Speciale waarschuwingen voor elke diersoort waarvoor het diergeneesmiddel bestemd is
Daar de intraveneuze toedieningsweg risico’s voor cardiorespiratoire shock inhoudt, dient deze enkel aangewend te worden bij de behandeling van acute infecties die een snelle behandeling vereisen. Het risico inzake het optreden van deze ongewenste effecten is groter in bijzondere klimatologische omstandigheden van hoge temperatuur en hoge luchtvochtigheid.
Speciale voorzorgsmaatregelen voor gebruik bij dieren
Selectie van resistentie evolueert bij sommige micro-organismes. Het is aanbevolen om een antibiogram te maken vooraleer het product te gebruiken. Indien zich een allergische reactie voordoet moet de behandeling gestaakt worden.
Speciale voorzorgsmaatregelen, te nemen door degene die het geneesmiddel aan de dieren toedient
In verband met sensibilisatie en contactdermatitis dient bij de toepassing direct huidcontact vermeden te worden.
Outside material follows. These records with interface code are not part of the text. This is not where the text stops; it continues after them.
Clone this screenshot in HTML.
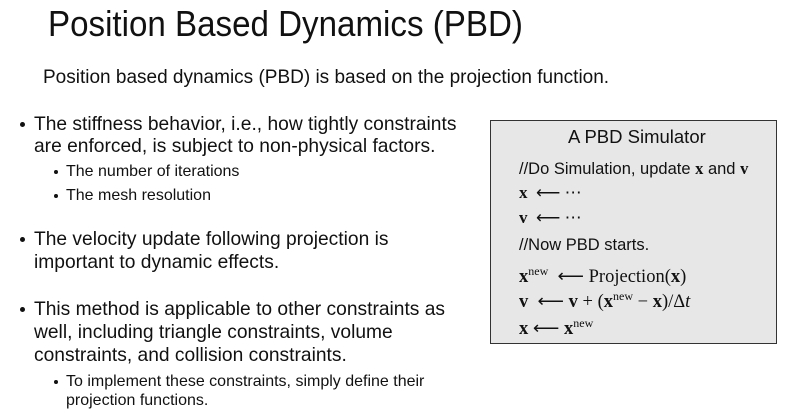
<!DOCTYPE html>
<html><head><meta charset="utf-8"><style>
body{margin:0;width:796px;height:420px;background:#fff;position:relative;overflow:hidden;font-family:"Liberation Sans",sans-serif;color:#111}
.t{position:absolute;white-space:nowrap;transform-origin:left center;transform:scaleX(1);line-height:1}
.bl{transform:scaleX(.985)}
.m{font-family:"Liberation Serif",serif;transform:none}
.b{font-weight:bold}
.dot{position:absolute;border-radius:50%;background:#111}
#box{position:absolute;left:490px;top:120px;width:285px;height:222px;background:#e7e7e7;border:1px solid #333}
</style></head><body>
<div class="t" style="left:48px;top:6px;font-size:36px;transform:scaleX(.92)">Position Based Dynamics (PBD)</div>
<div class="t" style="left:43px;top:68px;font-size:19px">Position based dynamics (PBD) is based on the projection function.</div>

<div class="dot" style="left:20px;top:122px;width:5px;height:5px"></div>
<div class="t bl" style="left:34px;top:115px;font-size:19.5px">The stiffness behavior, i.e., how tightly constraints</div>
<div class="t bl" style="left:34px;top:137px;font-size:19.5px">are enforced, is subject to non-physical factors.</div>
<div class="dot" style="left:54px;top:170px;width:4px;height:4px"></div>
<div class="t" style="left:66px;top:164px;font-size:16px">The number of iterations</div>
<div class="dot" style="left:54px;top:194px;width:4px;height:4px"></div>
<div class="t" style="left:66px;top:188px;font-size:16px">The mesh resolution</div>

<div class="dot" style="left:20px;top:237px;width:5px;height:5px"></div>
<div class="t bl" style="left:34px;top:230px;font-size:19.5px">The velocity update following projection is</div>
<div class="t bl" style="left:34px;top:253px;font-size:19.5px">important to dynamic effects.</div>

<div class="dot" style="left:20px;top:307px;width:5px;height:5px"></div>
<div class="t bl" style="left:34px;top:300px;font-size:19.5px">This method is applicable to other constraints as</div>
<div class="t bl" style="left:34px;top:323px;font-size:19.5px">well, including triangle constraints, volume</div>
<div class="t bl" style="left:34px;top:346px;font-size:19.5px">constraints, and collision constraints.</div>
<div class="dot" style="left:54px;top:380px;width:4px;height:4px"></div>
<div class="t" style="left:66px;top:374px;font-size:16px">To implement these constraints, simply define their</div>
<div class="t" style="left:66px;top:393px;font-size:16px">projection functions.</div>

<div id="box"></div>
<div class="t" style="left:568px;top:128px;font-size:18.5px">A PBD Simulator</div>
<div class="t" style="left:519px;top:161px;font-size:16.5px">//Do Simulation, update <span class="b" style="font-family:'Liberation Serif',serif">x</span> and <span class="b" style="font-family:'Liberation Serif',serif">v</span></div>
<div class="t m" style="left:519px;top:184px;font-size:17px"><b>x</b> &nbsp;⟵ ⋯</div>
<div class="t m" style="left:519px;top:209px;font-size:17px"><b>v</b> &nbsp;⟵ ⋯</div>
<div class="t" style="left:519px;top:237px;font-size:16.5px">//Now PBD starts.</div>
<div class="t m" style="left:519px;top:265px;font-size:18.5px"><b>x</b><sup style="font-size:12px">new</sup> &nbsp;⟵ Projection(<b>x</b>)</div>
<div class="t m" style="left:519px;top:290px;font-size:18.5px"><b>v</b> &nbsp;⟵ <b>v</b> + (<b>x</b><sup style="font-size:12px">new</sup> − <b>x</b>)/Δ<i>t</i></div>
<div class="t m" style="left:519px;top:317px;font-size:18.5px"><b>x</b> ⟵ <b>x</b><sup style="font-size:12px">new</sup></div>
</body></html>
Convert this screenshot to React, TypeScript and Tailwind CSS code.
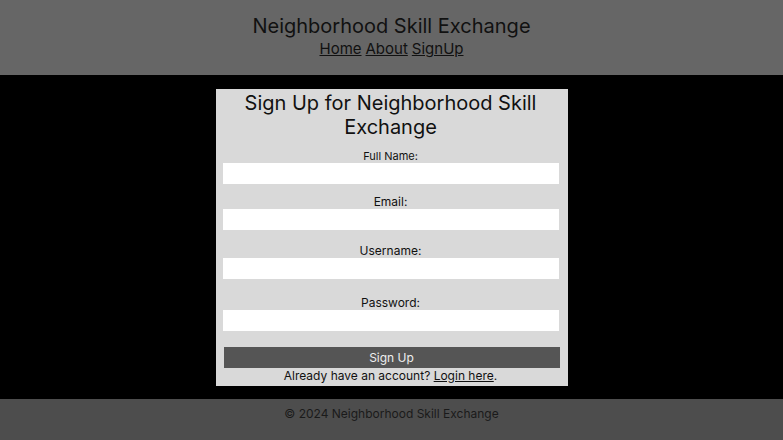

Draag daartoe handschoenen.
Gebruik tijdens dracht, lactatie of leg
Niet gebruiken tijdens dracht.
Interacties met andere geneesmiddelen (en andere vormen van interactie)
Niet gelijktijdig toedienen met middelen die werken op het levermetabolisme of de bloedvorming.
Een overmaat aan PABA in necrotische weefsels kan de werking van de combinatie beïnvloeden.
Overdosering (symptomen, procedures in noodgevallen, antidota)
De normale dosering voor parenteraal gebruik is 10 – 20 mg sulfadoxine en 2 – 4 mg trimethoprim per kg lichaamsgewicht, waar de zwakste LD50 in de meest gevoelige testdiersoort (muis) 2 900 mg sulfadoxine per kg lichaamsgewicht bedraagt na subcutane en intraperitoneale toediening en 200 mg trimethoprim per kg lichaamsgewicht bedraagt na intraveneuze toediening.